Should some sort of a global commodities crunch occur (eg. hypothetically, China banning all exports of Rare Earth Metals), then prices are going to skyrocket in the global market because it will take 5-7 years for production to scale up in Australia, Bolivia, and the US.
For critical technologies, it's important to have some level of self reliance. This is why the US is now a net energy exporter, after getting burnt by the spike in commodity prices in 2005-2009 leading to a massive bipartisan push for fracking, natural gas, solar, Athabaskan oil sands projects w/ Harper's backing, etc.

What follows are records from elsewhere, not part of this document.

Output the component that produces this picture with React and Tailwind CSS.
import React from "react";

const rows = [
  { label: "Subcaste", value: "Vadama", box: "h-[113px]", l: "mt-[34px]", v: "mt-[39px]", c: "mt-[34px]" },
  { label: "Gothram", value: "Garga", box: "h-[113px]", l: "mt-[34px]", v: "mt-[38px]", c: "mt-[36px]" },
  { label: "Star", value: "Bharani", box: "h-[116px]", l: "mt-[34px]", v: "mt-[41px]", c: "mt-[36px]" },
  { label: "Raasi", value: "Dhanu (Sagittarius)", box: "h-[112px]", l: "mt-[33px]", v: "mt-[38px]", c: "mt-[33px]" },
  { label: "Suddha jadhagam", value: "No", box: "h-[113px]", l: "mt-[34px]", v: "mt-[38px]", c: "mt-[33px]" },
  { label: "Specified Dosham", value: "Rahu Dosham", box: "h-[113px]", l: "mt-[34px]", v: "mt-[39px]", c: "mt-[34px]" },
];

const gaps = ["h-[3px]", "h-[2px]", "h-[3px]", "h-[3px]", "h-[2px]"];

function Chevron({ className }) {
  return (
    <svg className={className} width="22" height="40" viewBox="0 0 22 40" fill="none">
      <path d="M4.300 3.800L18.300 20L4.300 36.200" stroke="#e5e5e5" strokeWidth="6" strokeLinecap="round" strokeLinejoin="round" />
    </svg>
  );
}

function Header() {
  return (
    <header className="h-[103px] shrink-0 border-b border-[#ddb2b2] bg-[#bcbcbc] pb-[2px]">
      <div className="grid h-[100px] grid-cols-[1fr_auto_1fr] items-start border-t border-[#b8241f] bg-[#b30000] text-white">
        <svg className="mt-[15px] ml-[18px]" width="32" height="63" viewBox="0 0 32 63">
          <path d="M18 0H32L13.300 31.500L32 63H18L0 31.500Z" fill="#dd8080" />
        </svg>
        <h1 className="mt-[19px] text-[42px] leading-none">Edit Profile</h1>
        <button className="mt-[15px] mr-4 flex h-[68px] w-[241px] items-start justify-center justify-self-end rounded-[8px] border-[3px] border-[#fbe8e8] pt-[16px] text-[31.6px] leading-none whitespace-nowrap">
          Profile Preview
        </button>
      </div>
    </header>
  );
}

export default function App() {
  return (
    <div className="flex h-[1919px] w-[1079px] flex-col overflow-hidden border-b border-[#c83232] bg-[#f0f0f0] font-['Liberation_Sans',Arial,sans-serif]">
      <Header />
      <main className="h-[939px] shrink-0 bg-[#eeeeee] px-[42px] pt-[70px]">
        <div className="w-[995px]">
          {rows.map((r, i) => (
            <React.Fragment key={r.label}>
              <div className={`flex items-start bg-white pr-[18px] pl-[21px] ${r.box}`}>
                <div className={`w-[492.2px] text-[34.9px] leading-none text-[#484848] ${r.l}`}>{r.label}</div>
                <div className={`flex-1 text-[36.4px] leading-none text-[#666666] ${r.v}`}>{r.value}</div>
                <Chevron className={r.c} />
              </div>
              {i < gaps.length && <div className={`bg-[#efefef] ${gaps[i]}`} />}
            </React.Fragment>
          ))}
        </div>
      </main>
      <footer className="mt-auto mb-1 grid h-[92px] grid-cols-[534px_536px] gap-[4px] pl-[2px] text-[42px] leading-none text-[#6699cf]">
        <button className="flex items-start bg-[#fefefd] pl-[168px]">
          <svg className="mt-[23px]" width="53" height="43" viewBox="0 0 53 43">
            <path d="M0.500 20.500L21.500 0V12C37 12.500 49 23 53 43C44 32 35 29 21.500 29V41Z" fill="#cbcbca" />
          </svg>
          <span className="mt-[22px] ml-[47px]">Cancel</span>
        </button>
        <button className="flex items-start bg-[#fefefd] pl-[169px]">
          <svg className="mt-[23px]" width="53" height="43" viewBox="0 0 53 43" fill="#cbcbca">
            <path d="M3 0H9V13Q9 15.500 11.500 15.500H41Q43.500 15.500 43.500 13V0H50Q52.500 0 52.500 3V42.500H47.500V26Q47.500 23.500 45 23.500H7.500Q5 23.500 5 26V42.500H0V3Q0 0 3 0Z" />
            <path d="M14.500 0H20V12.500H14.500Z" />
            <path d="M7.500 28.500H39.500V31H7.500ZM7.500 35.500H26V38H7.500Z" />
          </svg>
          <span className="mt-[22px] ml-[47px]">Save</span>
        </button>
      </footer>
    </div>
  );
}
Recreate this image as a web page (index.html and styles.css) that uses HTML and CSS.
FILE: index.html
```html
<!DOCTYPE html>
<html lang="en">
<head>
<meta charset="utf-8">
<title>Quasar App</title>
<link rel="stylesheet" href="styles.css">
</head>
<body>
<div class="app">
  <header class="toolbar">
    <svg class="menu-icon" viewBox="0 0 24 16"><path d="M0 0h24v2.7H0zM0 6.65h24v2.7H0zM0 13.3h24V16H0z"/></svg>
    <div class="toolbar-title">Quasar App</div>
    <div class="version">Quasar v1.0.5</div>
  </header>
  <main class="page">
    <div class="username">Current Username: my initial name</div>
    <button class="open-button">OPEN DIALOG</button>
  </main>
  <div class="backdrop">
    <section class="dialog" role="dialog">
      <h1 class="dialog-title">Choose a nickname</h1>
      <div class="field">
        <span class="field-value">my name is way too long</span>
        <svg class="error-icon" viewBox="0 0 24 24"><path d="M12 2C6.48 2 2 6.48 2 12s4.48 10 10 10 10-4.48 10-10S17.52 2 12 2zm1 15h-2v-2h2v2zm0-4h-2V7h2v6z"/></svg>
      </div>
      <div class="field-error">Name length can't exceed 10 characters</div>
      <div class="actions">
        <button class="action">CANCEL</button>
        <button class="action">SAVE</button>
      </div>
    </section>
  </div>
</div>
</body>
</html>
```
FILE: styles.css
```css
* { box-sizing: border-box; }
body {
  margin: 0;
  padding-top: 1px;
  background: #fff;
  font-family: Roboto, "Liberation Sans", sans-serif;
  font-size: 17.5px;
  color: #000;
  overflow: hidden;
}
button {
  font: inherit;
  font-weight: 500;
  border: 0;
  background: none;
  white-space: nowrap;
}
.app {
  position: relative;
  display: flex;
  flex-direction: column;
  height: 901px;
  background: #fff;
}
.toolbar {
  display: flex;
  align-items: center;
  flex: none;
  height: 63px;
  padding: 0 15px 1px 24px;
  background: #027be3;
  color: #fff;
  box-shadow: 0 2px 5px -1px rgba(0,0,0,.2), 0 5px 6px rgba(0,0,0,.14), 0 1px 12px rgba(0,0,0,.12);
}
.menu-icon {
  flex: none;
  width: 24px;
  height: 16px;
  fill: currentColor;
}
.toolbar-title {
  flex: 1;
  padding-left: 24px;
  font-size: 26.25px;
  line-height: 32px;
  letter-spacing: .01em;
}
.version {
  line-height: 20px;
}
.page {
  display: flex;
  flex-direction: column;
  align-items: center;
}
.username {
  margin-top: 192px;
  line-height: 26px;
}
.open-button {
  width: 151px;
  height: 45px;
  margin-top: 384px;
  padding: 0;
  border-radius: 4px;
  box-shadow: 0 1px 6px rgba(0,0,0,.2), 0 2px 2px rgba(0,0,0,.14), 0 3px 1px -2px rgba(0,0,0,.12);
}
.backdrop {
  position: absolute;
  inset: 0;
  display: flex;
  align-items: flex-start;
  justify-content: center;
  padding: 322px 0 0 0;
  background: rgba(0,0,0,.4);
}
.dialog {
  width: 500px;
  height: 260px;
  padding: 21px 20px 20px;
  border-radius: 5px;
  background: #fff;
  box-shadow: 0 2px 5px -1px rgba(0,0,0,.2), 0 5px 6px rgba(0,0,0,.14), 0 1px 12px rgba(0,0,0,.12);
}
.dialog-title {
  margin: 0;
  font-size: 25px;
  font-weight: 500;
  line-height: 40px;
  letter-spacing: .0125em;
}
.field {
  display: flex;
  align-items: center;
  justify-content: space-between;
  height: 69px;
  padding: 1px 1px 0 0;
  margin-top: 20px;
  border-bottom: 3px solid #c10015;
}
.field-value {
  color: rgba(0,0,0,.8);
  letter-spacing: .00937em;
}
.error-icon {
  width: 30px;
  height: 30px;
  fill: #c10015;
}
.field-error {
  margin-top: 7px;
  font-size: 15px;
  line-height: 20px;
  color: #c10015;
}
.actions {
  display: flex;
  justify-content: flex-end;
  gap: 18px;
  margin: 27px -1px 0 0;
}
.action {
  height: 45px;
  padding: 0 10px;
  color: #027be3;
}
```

Other large countries with limited rare metal supplies like Germany and India have modeled a hydrogen policy similar to Japan for this reason.
Also, Japan's economic recovery after 2008 was heavily at risk due to the spike in Oil prices, as well as a similar near recession that arose in the aftermath of the OPEC Embargo. Memories of both still resonate in Japanese policy circles.
> Nickel-Hydrogen batteries for grid storage; there are nickel deposits in Japan, so if they really are viable, Japan would not be dependent on anyone for grid storage
I'm not a MatSE or Physicist so I can't speak to the viability of that. That said, I can assume that rolling out any sort of mining and refining infrastructure would take time to scale out.
For example, it took China 15-20 years and an extreme amount of Govt protectionism to become a leader in the rare metals space. It's not that China has more deposits than other countries - it's just that it wasn't cost effective for most other countries to match the prices China was providing.
It's incredibly short-sighted to think like this. There will be a huge supply of hydrogen at some point in the future. This is due to it being the only truly sustainable energy storage technology. Nearly all others will have to be abandoned.